§ Given task: From the first line of the listing below to the line with "7, 8, 9, 10];", print each line exactly, and nothing more. Leave out the pictures.

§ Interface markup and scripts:
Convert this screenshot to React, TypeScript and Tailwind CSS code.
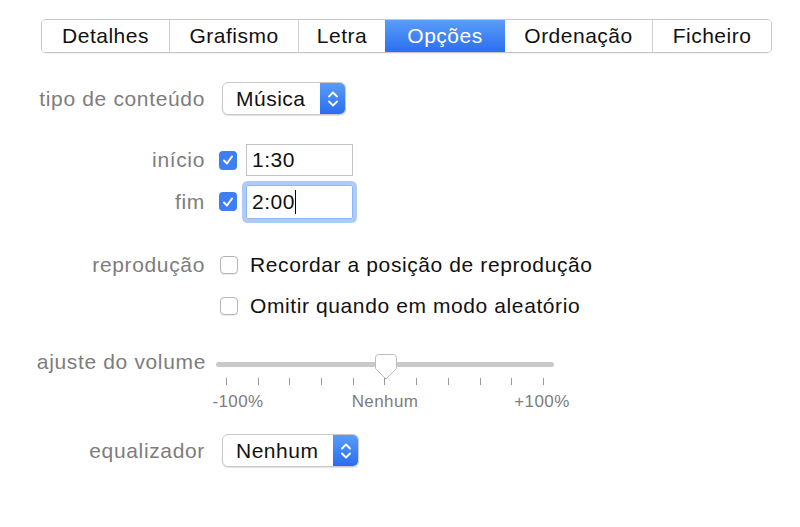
import { FC } from "react";

const tabs = [
  { label: "Detalhes", w: "w-[127px]" },
  { label: "Grafismo", w: "w-[129px]" },
  { label: "Letra", w: "w-[87px]" },
  { label: "Opções", w: "w-[120px]", active: true },
  { label: "Ordenação", w: "w-[147px]" },
  { label: "Ficheiro", w: "w-[119px]" },
];

const ticks = [0, 1, 2, 3, 4, 5, 6, 7, 8, 9, 10];

const Label: FC<{ text: string }> = ({ text }) => (
  <span className="w-[207px] pr-[2px] text-right text-[21px] tracking-[0.65px] text-[#7d7d7d] shrink-0">
    {text}
  </span>
);

const Stepper = () => (
  <div className="w-[25px] h-full bg-gradient-to-b from-[#5a9cf8] to-[#2a6cf0] rounded-r-[5px] flex items-center justify-center">
    <svg width="12" height="20" viewBox="0 0 12 20" fill="none">
      <path d="M2 7.5 L6 3.5 L10 7.5" stroke="white" strokeWidth="1.8" strokeLinecap="round" strokeLinejoin="round" />
      <path d="M2 12.5 L6 16.5 L10 12.5" stroke="white" strokeWidth="1.8" strokeLinecap="round" strokeLinejoin="round" />
    </svg>
  </div>
);

const PopUp: FC<{ value: string; w: string }> = ({ value, w }) => (
  <div className={`${w} h-[33px] flex border border-[#c9c9c9] rounded-[6px] shadow-[0_1px_1px_rgba(0,0,0,0.12)] bg-white`}>
    <span className="flex-1 pl-[13px] flex items-center text-[21px] tracking-[0.5px] text-[#111]">{value}</span>
    <Stepper />
  </div>
);

const CheckBox: FC<{ checked?: boolean }> = ({ checked }) =>
  checked ? (
    <div className="w-[18px] h-[19px] rounded-[4px] bg-[#3d7ef2] flex items-center justify-center shrink-0">
      <svg width="12" height="12" viewBox="0 0 12 12" fill="none">
        <path d="M2 6.5 L5 9.5 L10 2.5" stroke="white" strokeWidth="2" strokeLinecap="round" strokeLinejoin="round" />
      </svg>
    </div>
  ) : (
    <div className="w-[18px] h-[18px] rounded-[4px] border border-[#b5b5b5] bg-white shadow-[0_1px_1px_rgba(0,0,0,0.08)] shrink-0" />
  );

export default function App() {
  return (
    <div className="w-[800px] h-[527px] bg-white font-['Liberation_Sans',Arial,sans-serif] text-[#111] overflow-hidden">
      {/* tabs */}
      <div className="pt-[19px] pl-[41px]">
        <div className="flex w-max h-[34px] border border-[#c6c6c6] rounded-[5px] overflow-hidden shadow-[0_1px_1px_rgba(0,0,0,0.06)]">
          {tabs.map((t, i) => (
            <div
              key={t.label}
              className={`${t.w} flex items-center justify-center text-[21px] tracking-[0.5px] ${
                t.active
                  ? "bg-gradient-to-b from-[#5b9df8] to-[#2b6ef0] text-white"
                  : "bg-white text-[#111]"
              } ${i > 0 && !t.active && !tabs[i - 1].active ? "border-l border-[#cfcfcf]" : ""}`}
            >
              {t.label}
            </div>
          ))}
        </div>
      </div>

      <div className="flex flex-col">
        {/* tipo de conteudo */}
        <div className="mt-[29px] flex items-center gap-[15px] h-[33px]">
          <Label text="tipo de conteúdo" />
          <PopUp value="Música" w="w-[124px]" />
        </div>

        {/* inicio */}
        <div className="mt-[29px] flex items-center h-[32px]">
          <Label text="início" />
          <div className="ml-[12px]">
            <CheckBox checked />
          </div>
          <div className="ml-[9px] w-[107px] h-[32px] border border-[#c4c4c4] flex items-center pl-[5px] text-[21px] tracking-[0.5px]">
            1:30
          </div>
        </div>

        {/* fim */}
        <div className="mt-[9px] flex items-center h-[33px]">
          <Label text="fim" />
          <div className="ml-[12px]">
            <CheckBox checked />
          </div>
          <div className="ml-[9px] w-[107px] h-[34px] border border-[#8fb6f5] ring-[4px] ring-[#aecbf8] rounded-[2px] flex items-center pl-[5px] text-[21px] tracking-[0.5px]">
            2:00<span className="w-[1.5px] h-[24px] bg-black" />
          </div>
        </div>

        {/* reproducao */}
        <div className="mt-[32px] flex items-center h-[30px]">
          <Label text="reprodução" />
          <div className="ml-[13px]">
            <CheckBox />
          </div>
          <span className="ml-[12px] text-[21px] tracking-[0.6px]">Recordar a posição de reprodução</span>
        </div>
        <div className="mt-[11px] flex items-center h-[30px]">
          <span className="w-[207px]" />
          <div className="ml-[13px]">
            <CheckBox />
          </div>
          <span className="ml-[12px] text-[21px] tracking-[0.6px]">Omitir quando em modo aleatório</span>
        </div>

        {/* volume */}
        <div className="mt-[29px] flex items-start">
          <span className="w-[207px] pr-[1px] text-right text-[21px] tracking-[0.65px] text-[#7d7d7d] shrink-0 leading-[28px] -mt-[2px]">
            ajuste do volume
          </span>
          <div className="ml-[9px] w-[338px] flex flex-col">
            <div className="relative h-[28px] flex items-center">
              <div className="w-full h-[5px] rounded-full bg-[#c9c9c9]" />
              <svg
                className="absolute left-[159px] top-[4px]"
                width="22"
                height="26"
                viewBox="0 0 22 26"
              >
                <path
                  d="M3.5 0.5 H18.5 Q21.5 0.5 21.5 3.5 V14.5 L11 25 L0.5 14.5 V3.5 Q0.5 0.5 3.5 0.5 Z"
                  fill="white"
                  stroke="#bdbdbd"
                />
              </svg>
            </div>
            <div className="flex justify-between px-[10px] h-[8px]">
              {ticks.map((t) => (
                <span key={t} className="w-[1px] h-[7px] bg-[#9a9a9a]" />
              ))}
            </div>
            <div className="relative h-[30px] text-[17px] tracking-[0.4px] text-[#7d7d7d]">
              <span className="absolute left-[22px] top-[3px] -translate-x-1/2">-100%</span>
              <span className="absolute left-[169px] top-[3px] -translate-x-1/2">Nenhum</span>
              <span className="absolute left-[326px] top-[3px] -translate-x-1/2">+100%</span>
            </div>
          </div>
        </div>

        {/* equalizador */}
        <div className="mt-[18px] flex items-center gap-[15px] h-[33px]">
          <Label text="equalizador" />
          <PopUp value="Nenhum" w="w-[137px]" />
        </div>
      </div>
    </div>
  );
}
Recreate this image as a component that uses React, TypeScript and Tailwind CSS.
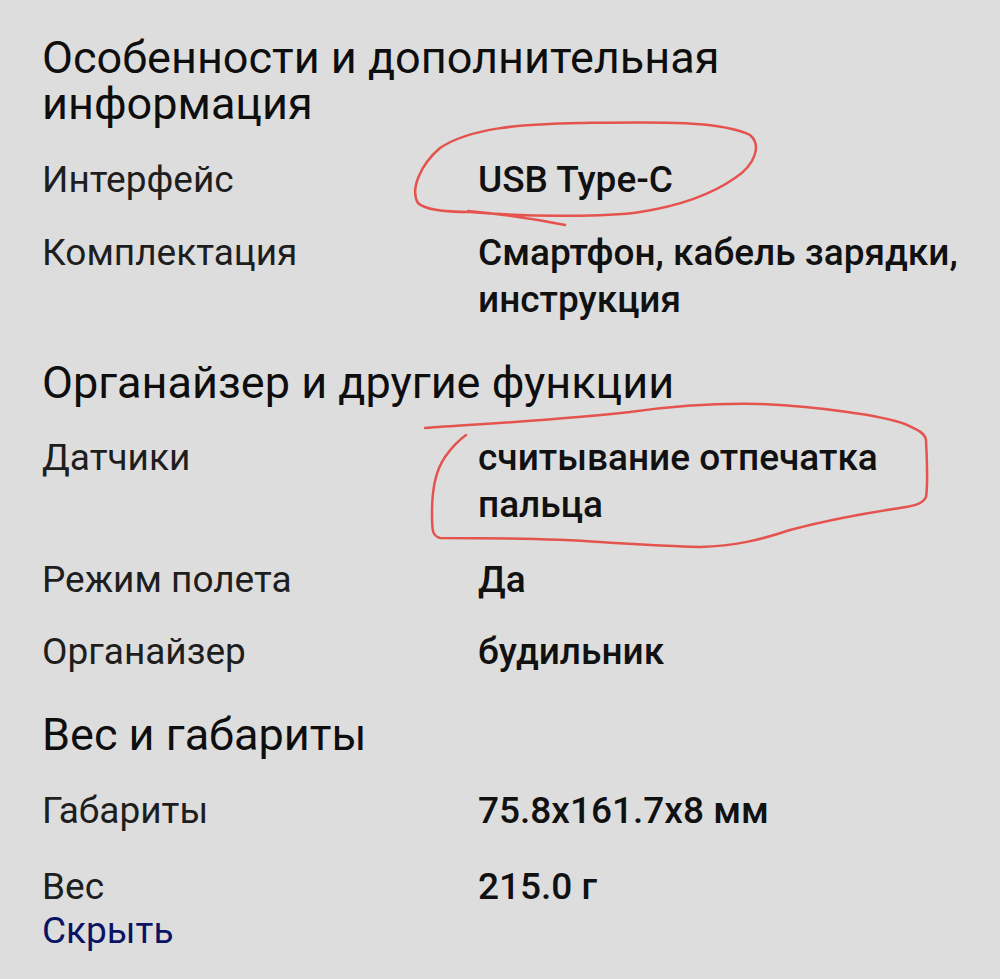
import React from "react";

const font = { fontFamily: "Roboto, 'Noto Sans', sans-serif" };

function Row({ label, value, mt }: { label: string; value: React.ReactNode; mt: string }) {
  return (
    <div className={`grid grid-cols-[436px_1fr] ${mt}`}>
      <div className="text-[37px] leading-[47px] text-[#1e1e1e] font-normal">{label}</div>
      <div className="text-[37px] leading-[47px] text-[#111111] font-medium">{value}</div>
    </div>
  );
}

function Heading({ children, mt }: { children: React.ReactNode; mt: string }) {
  return <h2 className={`text-[45px] leading-[46px] text-[#0e0e0e] font-normal ${mt}`}>{children}</h2>;
}

export default function App() {
  return (
    <div className="relative w-[1000px] h-[979px] bg-[#dddddd] overflow-hidden" style={font}>
      <div className="pl-[42px] pr-[20px] pt-[35px]">
        <Heading mt="mt-0">
          Особенности и дополнительная
          <br />
          информация
        </Heading>
        <Row mt="mt-[29px]" label="Интерфейс" value="USB Type-C" />
        <Row
          mt="mt-[26px]"
          label="Комплектация"
          value={
            <>
              Смартфон, кабель зарядки,
              <br />
              инструкция
            </>
          }
        />
        <Heading mt="mt-[37px]">Органайзер и другие функции</Heading>
        <Row
          mt="mt-[28px]"
          label="Датчики"
          value={
            <>
              считывание отпечатка
              <br />
              пальца
            </>
          }
        />
        <Row mt="mt-[28px]" label="Режим полета" value="Да" />
        <Row mt="mt-[25px]" label="Органайзер" value="будильник" />
        <Heading mt="mt-[37px]">Вес и габариты</Heading>
        <Row mt="mt-[29px]" label="Габариты" value="75.8x161.7x8 мм" />
        <Row mt="mt-[29px]" label="Вес" value="215.0 г" />
        <div className="text-[37px] leading-[47px] text-[#0b1464] -mt-[3px]">Скрыть</div>
      </div>
      <svg
        className="absolute inset-0 pointer-events-none"
        width="1000"
        height="979"
        viewBox="0 0 1000 979"
        fill="none"
      >
        <path
          d="M565 225 C540 220 500 214 468 211 M470 212 C445 212 425 210 418 203 C410 190 420 165 440 148 C470 128 520 124 580 123 C650 122 720 120 750 135 C762 145 755 165 735 178 C715 192 685 205 640 212 C600 218 520 216 470 212"
          stroke="#e5534f"
          strokeWidth="2.5"
          strokeLinecap="round"
          strokeLinejoin="round"
        />
        <path
          d="M425 428 C480 424 560 420 630 412 C680 405 720 403 760 404 C820 407 880 415 905 424 C918 430 925 433 926 440 C927 460 928 485 926 497 C922 505 912 506 900 508 C860 514 820 522 790 530 C760 540 735 546 700 547 C660 546 630 544 600 542 C560 539 480 538 440 538 C432 536 432 530 432 512 C432 490 436 470 445 457 C452 447 459 440 466 435"
          stroke="#e5534f"
          strokeWidth="2.5"
          strokeLinecap="round"
          strokeLinejoin="round"
        />
      </svg>
    </div>
  );
}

§ Correct result:
Convert this screenshot to React, TypeScript and Tailwind CSS code.
import { FC } from "react";

const tabs = [
  { label: "Detalhes", w: "w-[127px]" },
  { label: "Grafismo", w: "w-[129px]" },
  { label: "Letra", w: "w-[87px]" },
  { label: "Opções", w: "w-[120px]", active: true },
  { label: "Ordenação", w: "w-[147px]" },
  { label: "Ficheiro", w: "w-[119px]" },
];

const ticks = [0, 1, 2, 3, 4, 5, 6, 7, 8, 9, 10];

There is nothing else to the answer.